Later on, the Twins took a 6-5 lead in the top of the 12th when Hunter homered off Tanyon Sturtze. Of course, in the bottom of the 12th, Joe Nathan -- pitching his third inning of relief -- gave up an RBI double to Alex Rodriguez and J.C. Romero gave up the game-winning sacrifice fly to Hideki Matsui.
2004 ALDS Game 3: For the second consecutive game, the Twins jumped out to a 1-0 lead in the first inning, this time courtesy of a solo home run by Jacque Jones. It was all downhill from there, however, as the Yankees teed off on Carlos Silva en route to an 8-4 victory.
2004 ALDS Game 4: After taking another 1-0 first-inning lead and seeing the Yankees tie things up in the third inning, the Twins came back to score one run in the fifth inning and three more runs in the sixth inning off New York starter Javier Vazquez. The 5-1 lead wouldn't last long, as the Yankees capped a four-run fifth inning with a three-run bomb by Ruben Sierra off reliever Juan Rincon.
The Yankees put the game away in the top of the 11th when Sheffield scored on a wild pitch by Kyle Lohse.
2009 ALDS Game 1: The Twins took a 2-0 lead in the top of the third inning, but Jeter answered with a two-run homer in the bottom of the third to tie the game, 2-2. The Yankees went on to score five unanswered runs to win the game, 7-2.
2009 ALDS Game 2: The Twins jumped out to a 1-0 lead in the sixth inning and a 3-1 lead in the eighth inning. Joe Nathan came in to pitch the ninth, but a single by Mark Teixeira and a two-run blast by Alex Rodriguez tied the game, 3-3. Teixeira hit a walk-off blast in the bottom of the 11th to give the Yankees a one-run victory.
2009 ALDS Game 3: Minnesota took a 1-0 lead in the bottom of the sixth inning off Andy Pettitte, courtesy of an RBI single by Joe Mauer. Twins starter Carl Pavano then came out and gave up solo homers to Rodriguez and Posada in the top of the seventh, giving the Yankees a 2-1 lead. The Bombers went on to score two runs off Nathan in the ninth -- after Nick Punto's ghastly baserunning blunder -- to pad their lead and clinch the series.

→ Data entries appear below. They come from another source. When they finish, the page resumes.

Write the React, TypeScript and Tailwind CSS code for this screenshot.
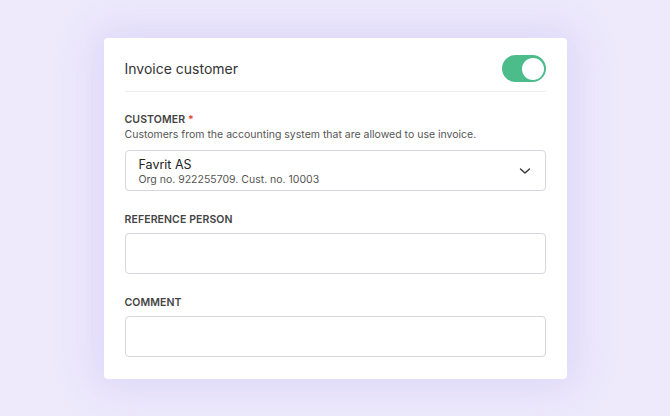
import React from "react";

export default function App() {
  return (
    <div className="w-[670px] h-[416px] bg-[#eeeafc] flex justify-center pt-[38px] font-['Inter',sans-serif]">
      <div className="w-[463px] h-[341px] bg-white rounded-[4px] shadow-[0_0_40px_10px_rgba(200,190,245,0.45)] px-[21px]">
        <div className="flex items-center justify-between pt-[17px] pb-[9px] border-b border-[#eeeef2]">
          <span className="text-[14px] text-[#333] leading-[27px]">Invoice customer</span>
          <div className="w-[44px] h-[27px] rounded-full bg-[#4cbc8a] flex items-center justify-end pr-[2px]">
            <div className="w-[22px] h-[22px] rounded-full bg-white"></div>
          </div>
        </div>
        <div className="pt-[21px]">
          <div className="text-[10.5px] font-semibold text-[#444] leading-[14px] tracking-[0.1px]">
            CUSTOMER <span className="text-[#e0453a]">*</span>
          </div>
          <div className="text-[10.5px] text-[#555] leading-[14px] mt-[1px]">
            Customers from the accounting system that are allowed to use invoice.
          </div>
          <div className="mt-[8px] h-[41px] border border-[#d6d6dc] rounded-[4px] flex items-center justify-between pl-[13px] pr-[14px]">
            <div className="flex flex-col pt-[2px]">
              <span className="text-[12.5px] text-[#222] leading-[16px]">Favrit AS</span>
              <span className="text-[10.5px] text-[#555] leading-[14px]">Org no. 922255709. Cust. no. 10003</span>
            </div>
            <svg width="12" height="8" viewBox="0 0 12 8" fill="none" stroke="#333" strokeWidth="1.4" strokeLinecap="round" strokeLinejoin="round">
              <path d="M1.5 2 L6 6 L10.5 2" />
            </svg>
          </div>
          <div className="mt-[22px] text-[10.5px] font-semibold text-[#444] leading-[14px] tracking-[0.1px]">REFERENCE PERSON</div>
          <div className="mt-[6px] h-[41px] border border-[#d6d6dc] rounded-[4px]"></div>
          <div className="mt-[22px] text-[10.5px] font-semibold text-[#444] leading-[14px] tracking-[0.1px]">COMMENT</div>
          <div className="mt-[6px] h-[41px] border border-[#d6d6dc] rounded-[4px]"></div>
        </div>
      </div>
    </div>
  );
}
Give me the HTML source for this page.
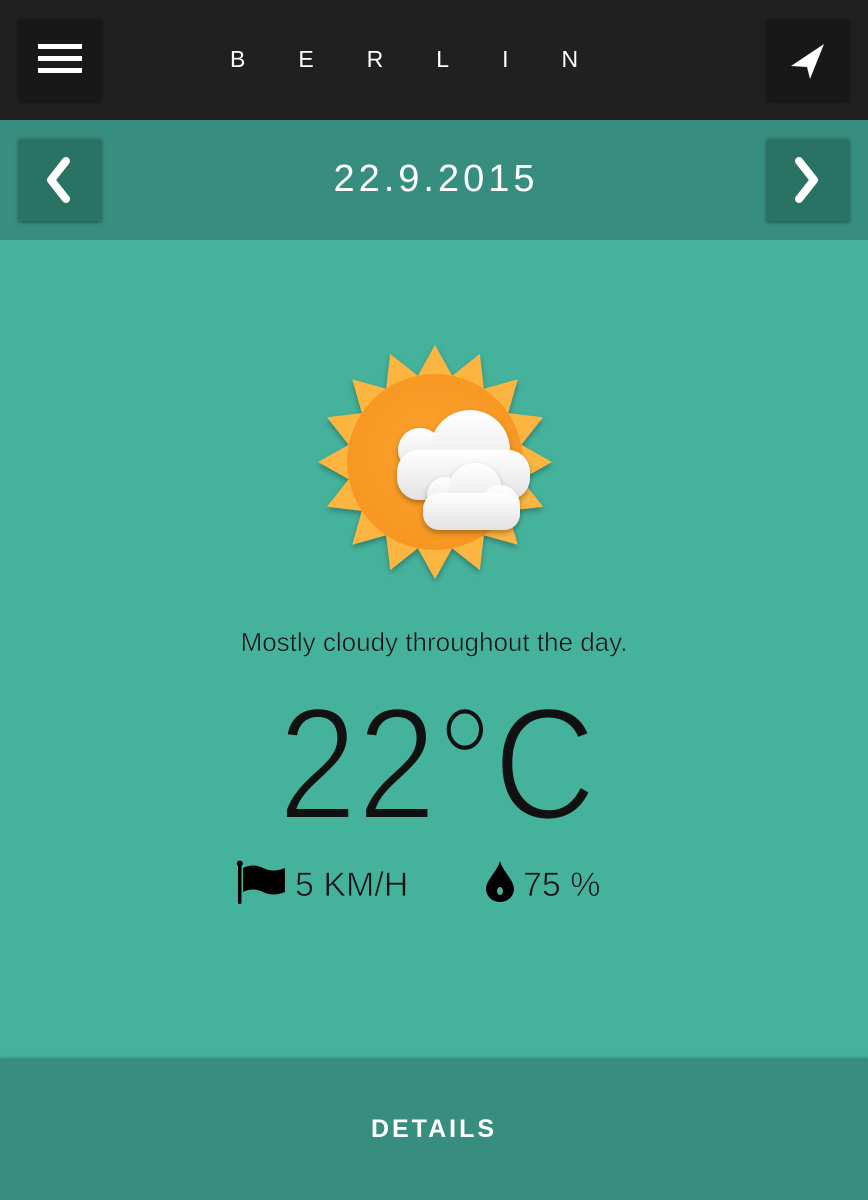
<!DOCTYPE html>
<html><head><meta charset="utf-8"><style>
*{margin:0;padding:0;box-sizing:border-box}
body{width:868px;height:1200px;overflow:hidden;font-family:"Liberation Sans",sans-serif;background:#45b29c;position:relative}
.top{position:absolute;left:0;top:0;width:868px;height:120px;background:#202020}
.date{position:absolute;left:0;top:120px;width:868px;height:120px;background:#378e7e}
.btn{position:absolute;width:82px;height:82px;box-shadow:0 1px 4px rgba(0,0,0,.5)}
.top .btn{background:#181818;top:19px}
.date .btn{background:#2a7364;top:19px}
.title{position:absolute;top:46px;left:230px;color:#fff;font-size:23px;letter-spacing:53px}
.dt{position:absolute;top:38px;width:868px;text-align:center;color:#fff;font-size:38px;letter-spacing:4px;padding-left:4px}
.desc{position:absolute;top:627px;width:868px;text-align:center;font-size:26px;color:#111;-webkit-text-stroke:0.6px #45b29c}
.temp{position:absolute;top:672px;left:278px;font-size:160px;color:#111;transform:scaleX(.89);transform-origin:left;-webkit-text-stroke:4px #45b29c}
.info{position:absolute;top:866px;font-size:34px;color:#111;-webkit-text-stroke:0.8px #45b29c}
.foot{position:absolute;left:0;top:1059px;width:868px;height:141px;background:#378e7e;box-shadow:0 -1px 3px rgba(0,0,0,.3)}
.foot span{position:absolute;top:56px;width:868px;text-align:center;color:#fff;font-weight:bold;font-size:25px;letter-spacing:3px}
</style></head><body>
<div class="top">
 <div class="btn" style="left:19px"><svg width="82" height="82"><rect x="19" y="25" width="44" height="5" fill="#fff"/><rect x="19" y="37" width="44" height="5" fill="#fff"/><rect x="19" y="49" width="44" height="5" fill="#fff"/></svg></div>
 <div class="title">BERLIN</div>
 <div class="btn" style="left:767px"><svg width="82" height="82"><path d="M57 25 L24 47 L40 48 L43 60 Z" fill="#fff"/></svg></div>
</div>
<div class="date">
 <div class="btn" style="left:19px"><svg width="82" height="82"><path d="M47 22 L32 41 L47 60" stroke="#fff" stroke-width="8" fill="none" stroke-linecap="round" stroke-linejoin="round"/></svg></div>
 <div class="dt">22.9.2015</div>
 <div class="btn" style="left:767px"><svg width="82" height="82"><path d="M32 22 L47 41 L32 60" stroke="#fff" stroke-width="8" fill="none" stroke-linecap="round" stroke-linejoin="round"/></svg></div>
</div>
<svg style="position:absolute;left:300px;top:330px" width="270" height="260">
 <defs><radialGradient id="g" cx="0.5" cy="0.45" r="0.55"><stop offset="0" stop-color="#fca12c"/><stop offset="1" stop-color="#f79722"/></radialGradient>
 <linearGradient id="c" x1="0" y1="0" x2="0" y2="1"><stop offset="0" stop-color="#fff"/><stop offset="1" stop-color="#e2e2e2"/></linearGradient>
 <filter id="s" x="-20%" y="-20%" width="140%" height="140%"><feDropShadow dx="0" dy="3" stdDeviation="3" flood-color="#000" flood-opacity=".3"/></filter></defs>
 <g filter="url(#s)"><polygon fill="#fbb540" points="" id="star"/></g>
 <circle cx="135" cy="132" r="88" fill="url(#g)"/>
 <g fill="url(#c)" filter="url(#s)">
  <circle cx="120" cy="120" r="22"/><circle cx="170" cy="120" r="40"/><circle cx="205" cy="145" r="25"/><rect x="97" y="120" width="133" height="50" rx="22"/>
 </g>
 <g fill="url(#c)" filter="url(#s)">
  <circle cx="145" cy="165" r="18"/><circle cx="175" cy="160" r="27"/><circle cx="200" cy="175" r="20"/><rect x="123" y="163" width="97" height="37" rx="16"/>
 </g>
</svg>
<script>
var p=[];for(var i=0;i<32;i++){var a=-Math.PI/2+i*Math.PI/16,r=i%2?88:117;p.push((135+r*Math.cos(a)).toFixed(1)+","+(132+r*Math.sin(a)).toFixed(1));}
document.getElementById("star").setAttribute("points",p.join(" "));
</script>
<div class="desc">Mostly cloudy throughout the day.</div>
<div class="temp">22°C</div>
<svg style="position:absolute;left:236px;top:860px" width="52" height="46"><rect x="2" y="3" width="3.5" height="41" rx="1.5" fill="#000"/><circle cx="3.8" cy="3.5" r="3" fill="#000"/><path d="M7 8 Q17 3 27 8 Q37 13 49 8 L49 32 Q37 37 27 32 Q17 27 7 32 Z" fill="#000"/></svg>
<div class="info" style="left:295px">5 KM/H</div>
<svg style="position:absolute;left:485px;top:860px" width="32" height="42"><path d="M15 1 C12 12 1 20 1 29 A14 13 0 0 0 29 29 C29 20 18 12 15 1 Z" fill="#000"/><ellipse cx="15" cy="31" rx="3" ry="4" fill="#45b29c"/></svg>
<div class="info" style="left:523px">75 %</div>
<div class="foot"><span>DETAILS</span></div>
</body></html>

2010 ALDS Game 1: Once again, the Twins jumped out to an early lead, this time 3-0 heading into the sixth inning. That's when Francisco Liriano hit a wall, allowing four runs -- three of them with two outs. Danny Valencia's bases-loaded walk off CC Sabathia tied the game at four in the bottom of the sixth, but Teixeira hit a towering home run just inside the right field foul pole in the seventh to give the Yankees a 6-4 lead they would not relinquish.
2010 ALDS Game 2: More of the same -- Twins take a 1-0 lead in the second inning and New York ties it in the fourth, then goes on to win, 5-2. The crucial play here came on a controversial non-strike call in the top of the seventh inning with Carl Pavano facing Lance Berkman. Rather than heading back to the dugout after a strikeout, Berkman had new life and blasted a go-ahead RBI double to the gap in left-center.
After the game, Gardenhire tried to provide words of confidence -- words that could be inserted seamlessly into the postgame clips of each and any of the aforementioned eight encounters.
"It was a tough loss for us, a tough night," Gardenhire said. "And we've got a big hill to climb. It's not going to be easy, but it can be done. We've seen it done before, and this club is never going to quit, and we will give them everything we have when we go to New York."
He later added, "We got nothing to lose now. We're in the hole. We have put ourselves in the hole and the Yankees have put us in a hole and we have to try to dig ourselves out and we will do the best we possibly can."
If history is any indication, the Twins are almost certain to take the lead on Saturday when Brian Duensing faces Phil Hughes.
What they do with that lead will determine whether their season continues.